# EXERCISE DETAILS
The line holding "import React from" is the last one to output; start at the first line of the data, keep every line in between exactly, and leave out pictures.

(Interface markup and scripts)
------------

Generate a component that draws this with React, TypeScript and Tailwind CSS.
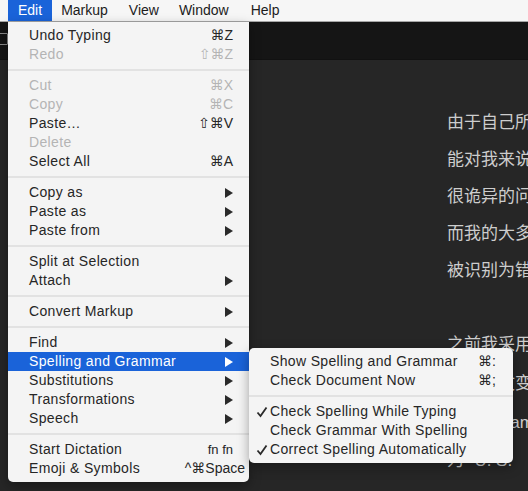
import React from "react";

type Item =
  | { sep: true }
  | {
      sep?: false;
      label: string;
      shortcut?: string;
      disabled?: boolean;
      arrow?: boolean;
      active?: boolean;
      check?: boolean;
      wide?: boolean;
    };

const editItems: Item[] = [
  { label: "Undo Typing", shortcut: "⌘Z" },
  { label: "Redo", shortcut: "⇧⌘Z", disabled: true },
  { sep: true },
  { label: "Cut", shortcut: "⌘X", disabled: true },
  { label: "Copy", shortcut: "⌘C", disabled: true },
  { label: "Paste…", shortcut: "⇧⌘V" },
  { label: "Delete", disabled: true },
  { label: "Select All", shortcut: "⌘A" },
  { sep: true },
  { label: "Copy as", arrow: true },
  { label: "Paste as", arrow: true },
  { label: "Paste from", arrow: true },
  { sep: true },
  { label: "Split at Selection" },
  { label: "Attach", arrow: true },
  { sep: true },
  { label: "Convert Markup", arrow: true },
  { sep: true },
  { label: "Find", arrow: true },
  { label: "Spelling and Grammar", arrow: true, active: true },
  { label: "Substitutions", arrow: true },
  { label: "Transformations", arrow: true },
  { label: "Speech", arrow: true },
  { sep: true },
  { label: "Start Dictation", shortcut: "fn fn" },
  { label: "Emoji & Symbols", shortcut: "^⌘Space", wide: true },
];

const subItems: Item[] = [
  { label: "Show Spelling and Grammar", shortcut: "⌘:" },
  { label: "Check Document Now", shortcut: "⌘;" },
  { sep: true },
  { label: "Check Spelling While Typing", check: true },
  { label: "Check Grammar With Spelling" },
  { label: "Correct Spelling Automatically", check: true },
];

function Arrow({ color }: { color: string }) {
  return (
    <svg width="8" height="10" viewBox="0 0 8 10" className="block">
      <polygon points="0,0 8,5 0,10" fill={color} />
    </svg>
  );
}

function Check() {
  return (
    <svg width="12" height="12" viewBox="0 0 12 12" className="block">
      <path d="M1.5 6.5 L4.5 10 L10.5 1.5" stroke="#2a2a2a" strokeWidth="1.8" fill="none" />
    </svg>
  );
}

function Menu({ items, sub }: { items: Item[]; sub?: boolean }) {
  return (
    <div className="py-[4px]">
      {items.map((it, i) => {
        if (it.sep) {
          return <div key={i} className="h-[2px] bg-[#e2e2e2] my-[5px]" />;
        }
        const color = it.active ? "text-white" : it.disabled ? "text-[#b4b4b4]" : "text-[#262626]";
        return (
          <div
            key={i}
            className={`flex h-[19px] items-center ${sub ? "pl-[7px] pr-[17px]" : "pl-[21px] pr-[16px]"} ${
              it.active ? "bg-[#1a63d9]" : ""
            } ${color}`}
          >
            {sub && <div className="w-[14px] flex items-center">{it.check && <Check />}</div>}
            <div className="flex-1 whitespace-nowrap tracking-[0.35px]">{it.label}</div>
            {it.shortcut && (
              <div
                className={`whitespace-nowrap ${it.wide ? "-mr-[12px]" : ""} ${
                  it.shortcut === "fn fn" ? "text-[13px]" : ""
                }`}
              >
                {it.shortcut}
              </div>
            )}
            {it.arrow && <Arrow color={it.active ? "#ffffff" : "#2a2a2a"} />}
          </div>
        );
      })}
    </div>
  );
}

const lines: { t: string; h: string }[] = [
  { t: "由于自己所使用的", h: "h-[37px]" },
  { t: "能对我来说是一", h: "h-[37px]" },
  { t: "很诡异的问题，", h: "h-[37px]" },
  { t: "而我的大多数", h: "h-[37px]" },
  { t: "被识别为错误", h: "h-[37px]" },
  { t: "", h: "h-[37px]" },
  { t: "之前我采用的", h: "h-[39px]" },
  { t: "会将英文变对", h: "h-[39px]" },
  { t: "用 Program", h: "h-[38px]" },
  { t: "为 “U. S.", h: "h-[38px]" },
];

export default function App() {
  return (
    <div
      className="relative w-[528px] h-[491px] overflow-hidden bg-[#262626] text-[14px]"
      style={{ fontFamily: '"Liberation Sans", "DejaVu Sans", "Noto Sans CJK SC", sans-serif' }}
    >
      {/* Menu bar */}
      <div className="flex h-[22px] items-stretch bg-[#f6f6f6] border-b border-[#a6a6a6] pl-[8px] text-[#1c1c1c]">
        <div className="flex items-center px-[10px] bg-[#1a63d9] text-white">Edit</div>
        <div className="flex items-center px-[10px] ml-[-1px]">Markup</div>
        <div className="flex items-center px-[10px] ml-[1px]">View</div>
        <div className="flex items-center px-[10px]">Window</div>
        <div className="flex items-center px-[10px] ml-[2px]">Help</div>
      </div>

      {/* Toolbar */}
      <div className="h-[38px] bg-[#151515] border-b border-[#111] flex items-start pt-[11px]">
        <div className="ml-[-4px] w-[12px] h-[12px] border border-[#8a8a8a] rounded-[1px]" />
      </div>

      {/* Editor text */}
      <div
        className="pl-[447px] pt-[50px] text-[#cdcdcd] text-[17px] whitespace-nowrap"
        style={{ fontFamily: '"Liberation Sans", "Noto Sans CJK SC", sans-serif' }}
      >
        {lines.map((l, i) => (
          <div key={i} className={`${l.h} leading-[26px]`}>
            {l.t || "\u00a0"}
          </div>
        ))}
      </div>

      {/* Edit menu */}
      <div className="absolute left-[8px] top-[22px] w-[241px] bg-[#f4f4f4] rounded-b-[5px] shadow-[0_4px_12px_rgba(0,0,0,0.35)]">
        <Menu items={editItems} />
      </div>

      {/* Submenu */}
      <div className="absolute left-[249px] top-[348px] w-[264px] bg-[#f4f4f4] rounded-[5px] shadow-[0_4px_12px_rgba(0,0,0,0.35)]">
        <Menu items={subItems} sub />
      </div>
    </div>
  );
}
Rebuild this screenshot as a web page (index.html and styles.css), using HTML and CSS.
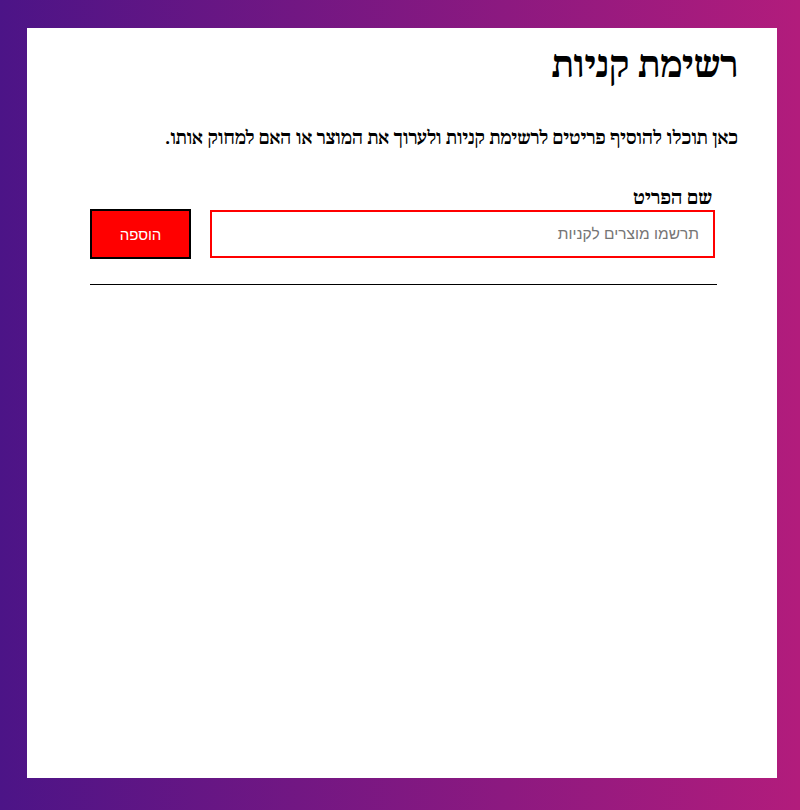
FILE: index.html
```html
<!DOCTYPE html>
<html lang="he" dir="rtl">
<head>
<meta charset="utf-8">
<title>רשימת קניות</title>
<link rel="stylesheet" href="styles.css">
</head>
<body>
<div class="page">
  <main class="card">
    <h1 class="title">רשימת קניות</h1>
    <p class="intro">כאן תוכלו להוסיף פריטים לרשימת קניות ולערוך את המוצר או האם למחוק אותו.</p>
    <form class="add-form">
      <label class="label" for="item">שם הפריט</label>
      <div class="row">
        <input class="input" id="item" type="text" placeholder="תרשמו מוצרים לקניות">
        <button class="btn" type="button">הוספה</button>
      </div>
    </form>
    <hr class="divider">
  </main>
</div>
</body>
</html>
```

FILE: styles.css
```css
html, body {
  margin: 0;
  padding: 0;
}
body {
  font-family: "Noto Serif Hebrew", "Liberation Serif", serif;
  background: linear-gradient(to right, #4c1487, #b21c7c);
  min-height: 810px;
}
.page {
  padding: 28px 23px 32px 27px;
}
.card {
  background: #fff;
  width: 750px;
  height: 750px;
  box-sizing: border-box;
  padding: 16px 39px 0 39px;
}
.title {
  font-size: 35.5px;
  line-height: 44px;
  font-weight: bold;
  margin: 0;
}
.intro {
  font-size: 17.8px;
  line-height: 24px;
  font-weight: bold;
  margin: 39px 0 0 0;
}
.add-form {
  margin: 37px 23px 0 24px;
}
.label {
  display: block;
  font-size: 18.5px;
  line-height: 21px;
  font-weight: bold;
  margin-right: 3px;
}
.row {
  display: flex;
  align-items: center;
  gap: 19px;
}
.input {
  flex: 1;
  height: 48px;
  box-sizing: border-box;
  border: 2px solid #ff0000;
  padding: 0 14px;
  margin: 0;
  font-family: "Liberation Sans", sans-serif;
  font-size: 15.5px;
  outline: none;
}
.input::placeholder {
  color: #757575;
}
.btn {
  width: 101px;
  height: 50px;
  box-sizing: border-box;
  margin: 0;
  background: #ff0000;
  border: 2px solid #000;
  color: #fff;
  font-family: "Liberation Sans", sans-serif;
  font-size: 15px;
}
.divider {
  margin: 25px 21px 0 24px;
  border: 0;
  border-top: 1px solid #000;
}
```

------------

# EXERCISE ANSWER
Generate a component that draws this with React, TypeScript and Tailwind CSS.
import React from "react";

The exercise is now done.